THE United States is proving to be the land of opportunity for Australian beef producers, soaking up nearly 400,000 tonnes of Aussie beef in 2014 and showing no signs of coming off the pace in 2015.

Along with sheer tonnage, Australia is driving a thin wedge into the US grassfed beef market, a small but growing and important niche.

Advice on “healthy eating” that includes beef now seldom to fails to mention grassfed and/or organic in the same context. Australia is a prominent producer of both categories.

All the signs for continued demand from the US market are favourable, reports David Pietsch, Meat and Livestock Australia’s International Business manager. The biggest cloud in the picture is Australia’s ability to supply that demand as the flow of local slaughter cattle shrinks.

US cattle prices slipped slightly in late 2014, but they still remain well above the long-term average. US Department of Agriculture forecasts that 2015 prices will be around the same levels as at the end of 2014.

The price of Australian beef is trending up, too, in line with the increased cost of cattle following widespread rain.

In most markets, as the price of a commodity climbs, consumers tend to move away to buy something else. But this is America.

“There are reports – or at least talk – of more chicken and pork items on menus in the US, including in quick service restaurants and chains that traditionally have relied heavily on ground beef,” Mr Pietsch said.

“For poultry in particular, there is some inevitability that as it increases production it will grow usage due to price advantages. That said, growth in burger sales is still very strong as the US economy continues to recover, and that is a good sign of resilient beef demand.”

Within all this activity is the growing US demand for grassfed beef.

“We don’t want to oversell it,” Mr Pietsch said of the US grassfed market. “It remains only a niche imported segment within a massive domestic grainfed protein market, but I’m sure most Australian grassfed beef producers would be quietly pleased that their product is gaining more recognition for its positive attributes, rather than being seen purely as a commodity.”

MLA’s grassfed beef marketing efforts, in partnership with suppliers, have been “strongly directed” by the desire of AgForce Cattle and Cattle Council of Australia’s (CCA) marketing taskforce members to promote grassfed beef’s positive attributes in the US market.

The timing seems about right.

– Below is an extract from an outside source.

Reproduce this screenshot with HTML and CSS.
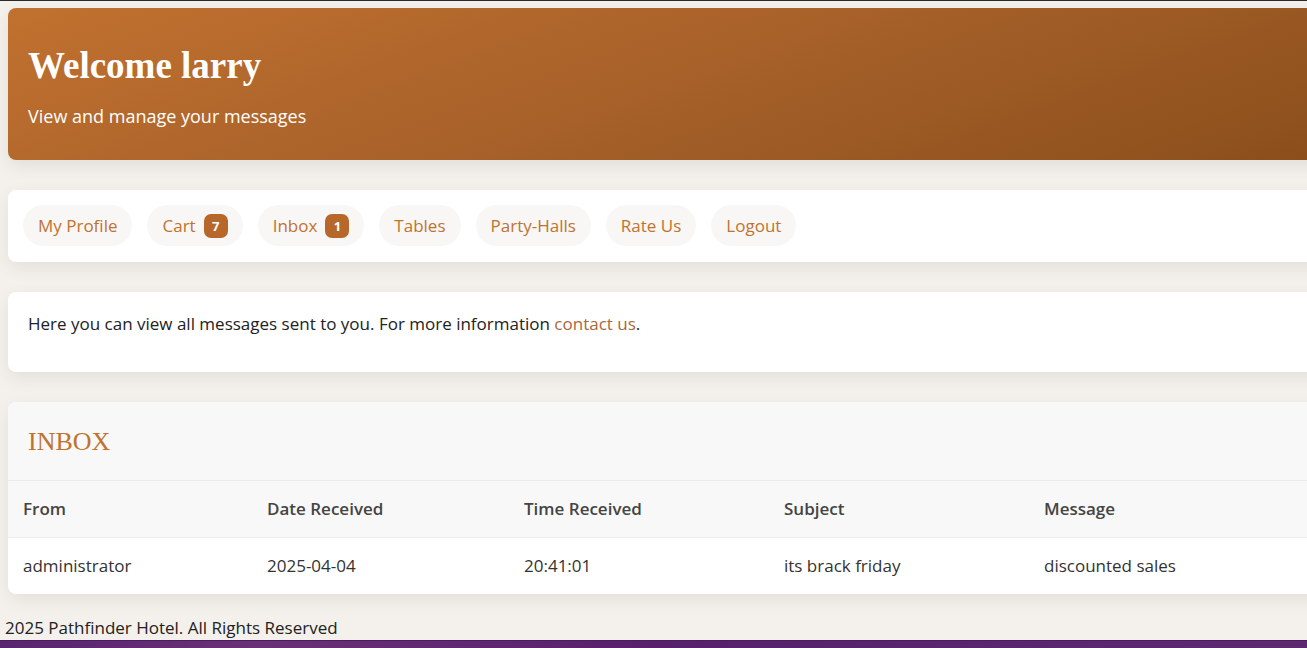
FILE: index.html
```html
<!DOCTYPE html>
<html lang="en">
<head>
<meta charset="utf-8">
<title>Inbox - Pathfinder Hotel</title>
<link rel="stylesheet" href="styles.css">
</head>
<body>
<div class="topline"></div>
<main class="page">
  <header class="hero">
    <h1 class="hero-title">Welcome larry</h1>
    <p class="hero-sub">View and manage your messages</p>
  </header>

  <nav class="card nav">
    <a class="pill" href="#">My Profile</a>
    <a class="pill" href="#">Cart <span class="badge">7</span></a>
    <a class="pill" href="#">Inbox <span class="badge">1</span></a>
    <a class="pill" href="#">Tables</a>
    <a class="pill" href="#">Party-Halls</a>
    <a class="pill" href="#">Rate Us</a>
    <a class="pill" href="#">Logout</a>
  </nav>

  <section class="card info">
    <p>Here you can view all messages sent to you. For more information <a class="link" href="#">contact us</a>.</p>
  </section>

  <section class="card inbox">
    <div class="inbox-head"><h2 class="inbox-title">INBOX</h2></div>
    <table class="table">
      <colgroup>
        <col class="c1"><col class="c2"><col class="c3"><col class="c4"><col class="c5">
      </colgroup>
      <thead>
        <tr><th>From</th><th>Date Received</th><th>Time Received</th><th>Subject</th><th>Message</th></tr>
      </thead>
      <tbody>
        <tr><td>administrator</td><td>2025-04-04</td><td>20:41:01</td><td>its brack friday</td><td>discounted sales</td></tr>
      </tbody>
    </table>
  </section>
</main>
<footer class="footer">
  <p class="copy">2025 Pathfinder Hotel. All Rights Reserved</p>
  <div class="band"></div>
</footer>
</body>
</html>
```

FILE: styles.css
```css
html, body {
  margin: 0;
  padding: 0;
  overflow: hidden;
}
body {
  background: #f4f1ec;
  font-family: "Open Sans", "DejaVu Sans", sans-serif;
  color: #333;
  width: 1307px;
  height: 648px;
}
.topline {
  height: 1px;
  background: #2a2a2a;
}
.page {
  width: 1340px;
  padding: 7px 8px 0 8px;
  display: flex;
  flex-direction: column;
  gap: 30px;
}
.hero {
  height: 152px;
  box-sizing: border-box;
  padding: 36px 20px 0 20px;
  border-radius: 8px;
  background: linear-gradient(160deg, #c1712f 0%, #a9622a 45%, #8a4e1b 100%);
  color: #fff;
  box-shadow: 0 6px 18px rgba(0,0,0,0.08);
}
.hero-title {
  margin: 0;
  font-family: "Liberation Serif", "DejaVu Serif", serif;
  font-weight: 700;
  font-size: 37px;
  line-height: 44px;
}
.hero-sub {
  margin: 16px 0 0 0;
  font-size: 18px;
  line-height: 24px;
}
.card {
  background: #fff;
  border-radius: 8px;
  box-shadow: 0 6px 18px rgba(0,0,0,0.07);
}
.nav {
  display: flex;
  gap: 15px;
  padding: 15px 15px 16px 15px;
}
.pill {
  display: flex;
  align-items: center;
  gap: 8px;
  height: 41px;
  box-sizing: border-box;
  padding: 0 15px;
  border-radius: 21px;
  background: #f8f7f6;
  color: #c0732f;
  text-decoration: none;
  font-size: 17px;
}
.badge {
  display: inline-flex;
  align-items: center;
  justify-content: center;
  width: 24px;
  height: 24px;
  border-radius: 7px;
  background: #b8672b;
  color: #fff;
  font-size: 13px;
  font-weight: 700;
}
.info {
  padding: 20px 20px 36px 20px;
}
.info p {
  margin: 0;
  font-size: 17px;
  line-height: 24px;
  color: #222;
}
.link {
  color: #a9683a;
  text-decoration: none;
}
.inbox {
  overflow: hidden;
}
.inbox-head {
  background: #f8f8f8;
  padding: 21px 20px 19px 20px;
  border-bottom: 1px solid #ececec;
}
.inbox-title {
  margin: 0;
  font-family: "Liberation Serif", "DejaVu Serif", serif;
  font-weight: 400;
  font-size: 26px;
  line-height: 38px;
  color: #c0732f;
}
.table {
  width: 100%;
  border-collapse: collapse;
  table-layout: fixed;
}
.c1 { width: 244px; }
.c2 { width: 257px; }
.c3 { width: 260px; }
.c4 { width: 260px; }
.table th, .table td {
  text-align: left;
  padding: 16px 15px;
  font-size: 17px;
  line-height: 24px;
}
.table th {
  background: #f8f8f8;
  color: #444;
  font-weight: 600;
  border-bottom: 1px solid #ececec;
}
.table td {
  color: #333;
}
.footer {
  margin-top: 21px;
}
.copy {
  margin: 0;
  padding: 0 5px;
  font-size: 17px;
  line-height: 25px;
  color: #222;
}
.band {
  height: 7px;
  border-top: 1px solid #4a1d5c;
  background: linear-gradient(90deg, #5a2470 0%, #6a2f78 20%, #571f6c 50%, #5d2a72 100%);
}
```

Chilled grassfed beef exports to the US were up 89 per cent year-on-year in 2014, amounting to more than A$1 billion for the year.

A “significant amount” is finding its way onto retail shelves and in foodservice outlets supplying consumers focused on healthy and natural foods. Rapidly expanding burger chain Chipotle is buying an unknown quantity of Australian grassfed beef as part of its “responsible sourcing” program that focuses on grassfed and hormone free product.

Mr Pietsch thinks Australian grassfed beef sales in the US are falling into three main categories.

The long-standing market for frozen, lean, grassfed manufacturing beef still accounts for 65-70 per cent of Australian exports to the US, and has grown off the back of lower cow slaughter in the US.

In the next tier is beef for further processing or value-adding into manufactured meat products, meal solutions, jerky, or foodservice preparations like beef fajitas and deli meats.

The “much smaller but growing” niche is in retail, Mr Pietsch said. Retail is absorbing a range of products, like the one-pound ground beef ‘brick’ (mince), chilled ribeyes, tenderloins, striploins (sirloin), and top sirloin (rump). A growing number of restaurants are taking “considerable amounts of chilled beef”.

Future growth in these segments will somewhat be dictated by continued growth in US market demand, Mr Pietsch concluded, and by Australia’s capacity to supply.

MLA’s marketing is concentrating on developing brand loyalty to Aussie beef, in the hope that US consumers will continue to seek out the product in the face of potentially higher prices.